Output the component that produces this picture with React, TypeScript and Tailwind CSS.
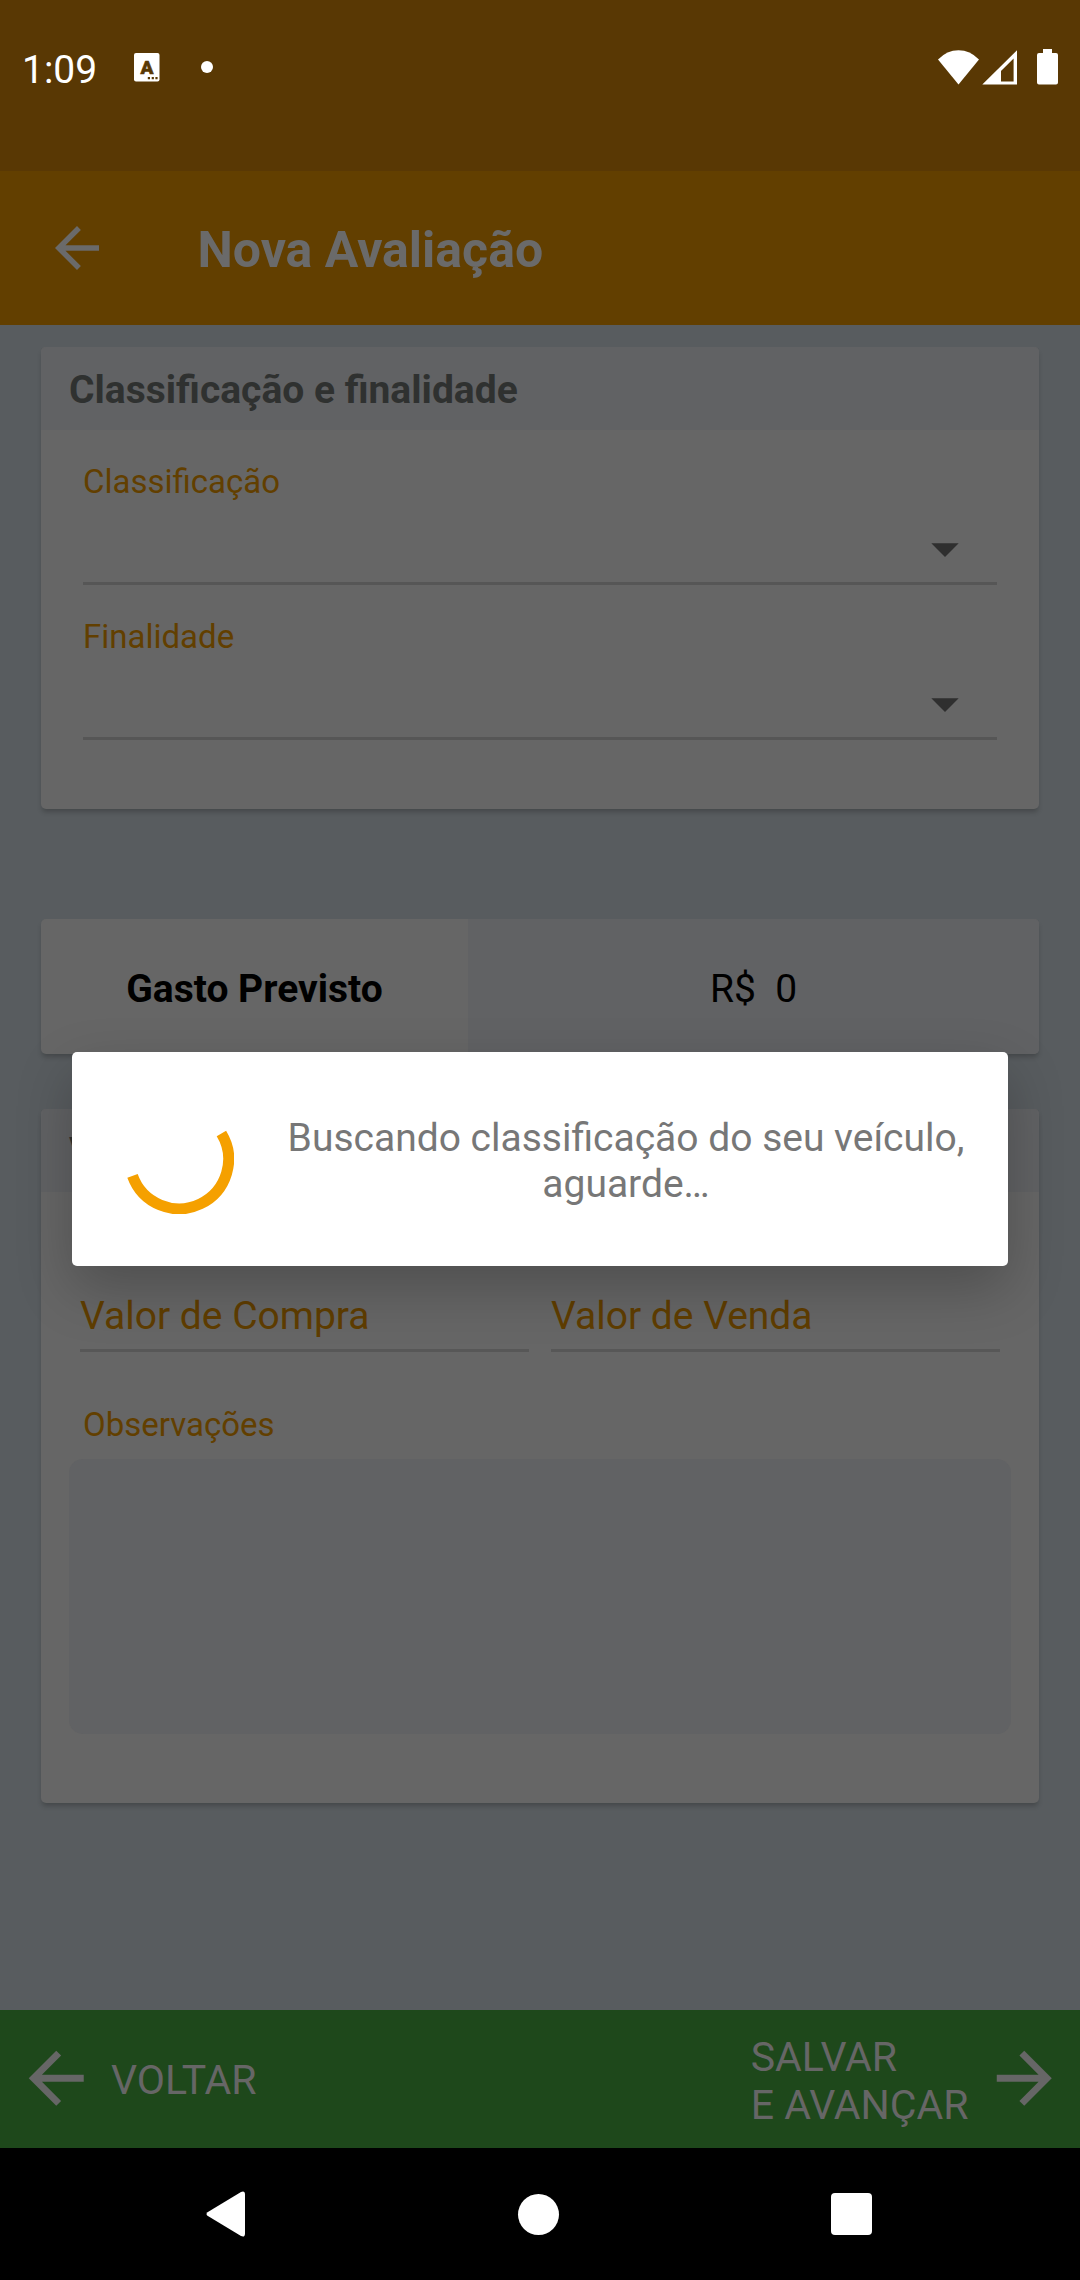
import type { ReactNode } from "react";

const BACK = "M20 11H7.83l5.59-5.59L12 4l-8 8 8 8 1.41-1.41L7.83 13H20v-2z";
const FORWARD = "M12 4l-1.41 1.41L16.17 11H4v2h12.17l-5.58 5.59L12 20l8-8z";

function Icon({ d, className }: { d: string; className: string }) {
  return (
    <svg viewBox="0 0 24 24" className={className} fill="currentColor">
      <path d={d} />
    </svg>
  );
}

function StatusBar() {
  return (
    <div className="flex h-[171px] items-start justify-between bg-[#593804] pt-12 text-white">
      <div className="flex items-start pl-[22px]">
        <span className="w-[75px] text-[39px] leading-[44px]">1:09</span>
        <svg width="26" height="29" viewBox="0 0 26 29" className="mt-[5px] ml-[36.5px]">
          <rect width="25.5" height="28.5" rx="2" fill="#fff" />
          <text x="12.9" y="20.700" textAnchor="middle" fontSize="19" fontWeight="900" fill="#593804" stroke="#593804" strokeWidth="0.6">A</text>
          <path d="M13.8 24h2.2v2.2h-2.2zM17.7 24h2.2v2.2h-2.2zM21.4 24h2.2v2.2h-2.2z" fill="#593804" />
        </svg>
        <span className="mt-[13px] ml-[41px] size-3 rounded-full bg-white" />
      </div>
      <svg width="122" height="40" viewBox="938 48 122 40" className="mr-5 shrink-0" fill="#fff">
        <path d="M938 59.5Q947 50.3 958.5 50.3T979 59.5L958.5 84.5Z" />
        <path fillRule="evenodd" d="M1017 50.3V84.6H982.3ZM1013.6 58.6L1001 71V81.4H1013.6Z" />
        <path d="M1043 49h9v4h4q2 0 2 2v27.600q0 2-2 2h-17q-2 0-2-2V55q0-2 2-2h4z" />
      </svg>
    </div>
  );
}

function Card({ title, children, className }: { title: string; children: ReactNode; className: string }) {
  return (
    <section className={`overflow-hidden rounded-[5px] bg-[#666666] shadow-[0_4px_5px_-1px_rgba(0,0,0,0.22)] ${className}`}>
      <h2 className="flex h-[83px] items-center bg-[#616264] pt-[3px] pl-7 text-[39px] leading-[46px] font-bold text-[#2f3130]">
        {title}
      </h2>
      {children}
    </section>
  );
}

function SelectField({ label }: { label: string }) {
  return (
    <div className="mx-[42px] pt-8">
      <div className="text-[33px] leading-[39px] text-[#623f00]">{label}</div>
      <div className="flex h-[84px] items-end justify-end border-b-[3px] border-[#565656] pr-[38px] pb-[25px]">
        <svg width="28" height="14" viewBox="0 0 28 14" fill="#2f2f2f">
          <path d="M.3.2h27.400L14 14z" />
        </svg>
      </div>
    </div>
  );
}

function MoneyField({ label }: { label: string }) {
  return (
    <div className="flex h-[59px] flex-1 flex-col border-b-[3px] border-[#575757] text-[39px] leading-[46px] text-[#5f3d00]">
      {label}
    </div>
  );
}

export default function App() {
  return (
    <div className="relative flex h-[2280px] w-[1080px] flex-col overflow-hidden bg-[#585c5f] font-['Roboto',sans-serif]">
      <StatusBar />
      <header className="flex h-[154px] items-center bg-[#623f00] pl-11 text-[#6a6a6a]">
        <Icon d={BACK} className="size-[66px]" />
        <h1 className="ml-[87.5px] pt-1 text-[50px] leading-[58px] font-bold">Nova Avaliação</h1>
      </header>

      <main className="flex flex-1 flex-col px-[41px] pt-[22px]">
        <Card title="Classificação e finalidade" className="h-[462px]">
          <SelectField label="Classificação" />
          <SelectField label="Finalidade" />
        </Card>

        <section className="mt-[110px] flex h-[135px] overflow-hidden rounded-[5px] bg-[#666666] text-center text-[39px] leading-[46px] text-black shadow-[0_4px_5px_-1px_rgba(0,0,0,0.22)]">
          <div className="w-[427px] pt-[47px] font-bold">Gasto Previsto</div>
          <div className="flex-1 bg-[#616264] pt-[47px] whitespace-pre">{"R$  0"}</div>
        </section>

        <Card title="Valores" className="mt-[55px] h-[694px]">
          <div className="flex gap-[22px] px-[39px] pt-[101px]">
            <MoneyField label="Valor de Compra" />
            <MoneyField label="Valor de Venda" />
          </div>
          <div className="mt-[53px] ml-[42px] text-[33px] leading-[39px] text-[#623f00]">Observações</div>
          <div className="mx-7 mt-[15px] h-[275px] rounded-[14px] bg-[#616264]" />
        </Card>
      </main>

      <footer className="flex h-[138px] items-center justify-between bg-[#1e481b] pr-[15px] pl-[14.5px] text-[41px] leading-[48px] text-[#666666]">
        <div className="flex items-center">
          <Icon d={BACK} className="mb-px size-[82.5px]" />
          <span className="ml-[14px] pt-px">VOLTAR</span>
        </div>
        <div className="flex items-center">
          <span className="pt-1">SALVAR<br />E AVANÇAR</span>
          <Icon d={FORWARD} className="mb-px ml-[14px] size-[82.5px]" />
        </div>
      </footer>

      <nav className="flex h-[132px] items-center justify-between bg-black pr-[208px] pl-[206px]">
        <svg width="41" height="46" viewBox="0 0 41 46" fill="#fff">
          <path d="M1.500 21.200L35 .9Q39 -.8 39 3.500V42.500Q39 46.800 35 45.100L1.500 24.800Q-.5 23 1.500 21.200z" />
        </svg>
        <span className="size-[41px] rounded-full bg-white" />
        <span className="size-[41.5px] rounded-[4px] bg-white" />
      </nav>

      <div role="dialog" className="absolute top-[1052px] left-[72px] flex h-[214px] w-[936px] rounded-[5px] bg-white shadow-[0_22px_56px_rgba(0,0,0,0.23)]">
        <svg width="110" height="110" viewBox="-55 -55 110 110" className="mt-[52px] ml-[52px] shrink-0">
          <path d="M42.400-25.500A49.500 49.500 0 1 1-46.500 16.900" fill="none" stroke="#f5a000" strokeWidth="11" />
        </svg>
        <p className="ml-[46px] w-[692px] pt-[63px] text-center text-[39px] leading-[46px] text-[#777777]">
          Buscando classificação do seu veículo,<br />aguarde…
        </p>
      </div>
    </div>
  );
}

> **WHAT NEEDS TO BE DONE**:
Reproduce all of the material above word for word. Omit the pictures.

> **RESPONSE TO THE EXERCISE**:
Output the component that produces this picture with React, TypeScript and Tailwind CSS.
import type { ReactNode } from "react";

const BACK = "M20 11H7.83l5.59-5.59L12 4l-8 8 8 8 1.41-1.41L7.83 13H20v-2z";
const FORWARD = "M12 4l-1.41 1.41L16.17 11H4v2h12.17l-5.58 5.59L12 20l8-8z";

function Icon({ d, className }: { d: string; className: string }) {
  return (
    <svg viewBox="0 0 24 24" className={className} fill="currentColor">
      <path d={d} />
    </svg>
  );
}

function StatusBar() {
  return (
    <div className="flex h-[171px] items-start justify-between bg-[#593804] pt-12 text-white">
      <div className="flex items-start pl-[22px]">
        <span className="w-[75px] text-[39px] leading-[44px]">1:09</span>
        <svg width="26" height="29" viewBox="0 0 26 29" className="mt-[5px] ml-[36.5px]">
          <rect width="25.5" height="28.5" rx="2" fill="#fff" />
          <text x="12.9" y="20.700" textAnchor="middle" fontSize="19" fontWeight="900" fill="#593804" stroke="#593804" strokeWidth="0.6">A</text>
          <path d="M13.8 24h2.2v2.2h-2.2zM17.7 24h2.2v2.2h-2.2zM21.4 24h2.2v2.2h-2.2z" fill="#593804" />
        </svg>
        <span className="mt-[13px] ml-[41px] size-3 rounded-full bg-white" />
      </div>
      <svg width="122" height="40" viewBox="938 48 122 40" className="mr-5 shrink-0" fill="#fff">
        <path d="M938 59.5Q947 50.3 958.5 50.3T979 59.5L958.5 84.5Z" />
        <path fillRule="evenodd" d="M1017 50.3V84.6H982.3ZM1013.6 58.6L1001 71V81.4H1013.6Z" />
        <path d="M1043 49h9v4h4q2 0 2 2v27.600q0 2-2 2h-17q-2 0-2-2V55q0-2 2-2h4z" />
      </svg>
    </div>
  );
}

function Card({ title, children, className }: { title: string; children: ReactNode; className: string }) {
  return (
    <section className={`overflow-hidden rounded-[5px] bg-[#666666] shadow-[0_4px_5px_-1px_rgba(0,0,0,0.22)] ${className}`}>
      <h2 className="flex h-[83px] items-center bg-[#616264] pt-[3px] pl-7 text-[39px] leading-[46px] font-bold text-[#2f3130]">
        {title}
      </h2>
      {children}
    </section>
  );
}

function SelectField({ label }: { label: string }) {
  return (
    <div className="mx-[42px] pt-8">
      <div className="text-[33px] leading-[39px] text-[#623f00]">{label}</div>
      <div className="flex h-[84px] items-end justify-end border-b-[3px] border-[#565656] pr-[38px] pb-[25px]">
        <svg width="28" height="14" viewBox="0 0 28 14" fill="#2f2f2f">
          <path d="M.3.2h27.400L14 14z" />
        </svg>
      </div>
    </div>
  );
}

function MoneyField({ label }: { label: string }) {
  return (
    <div className="flex h-[59px] flex-1 flex-col border-b-[3px] border-[#575757] text-[39px] leading-[46px] text-[#5f3d00]">
      {label}
    </div>
  );
}

export default function App() {
  return (
    <div className="relative flex h-[2280px] w-[1080px] flex-col overflow-hidden bg-[#585c5f] font-['Roboto',sans-serif]">
      <StatusBar />
      <header className="flex h-[154px] items-center bg-[#623f00] pl-11 text-[#6a6a6a]">
        <Icon d={BACK} className="size-[66px]" />
        <h1 className="ml-[87.5px] pt-1 text-[50px] leading-[58px] font-bold">Nova Avaliação</h1>
      </header>

      <main className="flex flex-1 flex-col px-[41px] pt-[22px]">
        <Card title="Classificação e finalidade" className="h-[462px]">
          <SelectField label="Classificação" />
          <SelectField label="Finalidade" />
        </Card>

        <section className="mt-[110px] flex h-[135px] overflow-hidden rounded-[5px] bg-[#666666] text-center text-[39px] leading-[46px] text-black shadow-[0_4px_5px_-1px_rgba(0,0,0,0.22)]">
          <div className="w-[427px] pt-[47px] font-bold">Gasto Previsto</div>
          <div className="flex-1 bg-[#616264] pt-[47px] whitespace-pre">{"R$  0"}</div>
        </section>

        <Card title="Valores" className="mt-[55px] h-[694px]">
          <div className="flex gap-[22px] px-[39px] pt-[101px]">
            <MoneyField label="Valor de Compra" />
            <MoneyField label="Valor de Venda" />
          </div>
          <div className="mt-[53px] ml-[42px] text-[33px] leading-[39px] text-[#623f00]">Observações</div>
          <div className="mx-7 mt-[15px] h-[275px] rounded-[14px] bg-[#616264]" />
        </Card>
      </main>

      <footer className="flex h-[138px] items-center justify-between bg-[#1e481b] pr-[15px] pl-[14.5px] text-[41px] leading-[48px] text-[#666666]">
        <div className="flex items-center">
          <Icon d={BACK} className="mb-px size-[82.5px]" />
          <span className="ml-[14px] pt-px">VOLTAR</span>
        </div>
        <div className="flex items-center">
          <span className="pt-1">SALVAR<br />E AVANÇAR</span>
          <Icon d={FORWARD} className="mb-px ml-[14px] size-[82.5px]" />
        </div>
      </footer>

      <nav className="flex h-[132px] items-center justify-between bg-black pr-[208px] pl-[206px]">
        <svg width="41" height="46" viewBox="0 0 41 46" fill="#fff">
          <path d="M1.500 21.200L35 .9Q39 -.8 39 3.500V42.500Q39 46.800 35 45.100L1.500 24.800Q-.5 23 1.500 21.200z" />
        </svg>
        <span className="size-[41px] rounded-full bg-white" />
        <span className="size-[41.5px] rounded-[4px] bg-white" />
      </nav>

      <div role="dialog" className="absolute top-[1052px] left-[72px] flex h-[214px] w-[936px] rounded-[5px] bg-white shadow-[0_22px_56px_rgba(0,0,0,0.23)]">
        <svg width="110" height="110" viewBox="-55 -55 110 110" className="mt-[52px] ml-[52px] shrink-0">
          <path d="M42.400-25.500A49.500 49.500 0 1 1-46.500 16.900" fill="none" stroke="#f5a000" strokeWidth="11" />
        </svg>
        <p className="ml-[46px] w-[692px] pt-[63px] text-center text-[39px] leading-[46px] text-[#777777]">
          Buscando classificação do seu veículo,<br />aguarde…
        </p>
      </div>
    </div>
  );
}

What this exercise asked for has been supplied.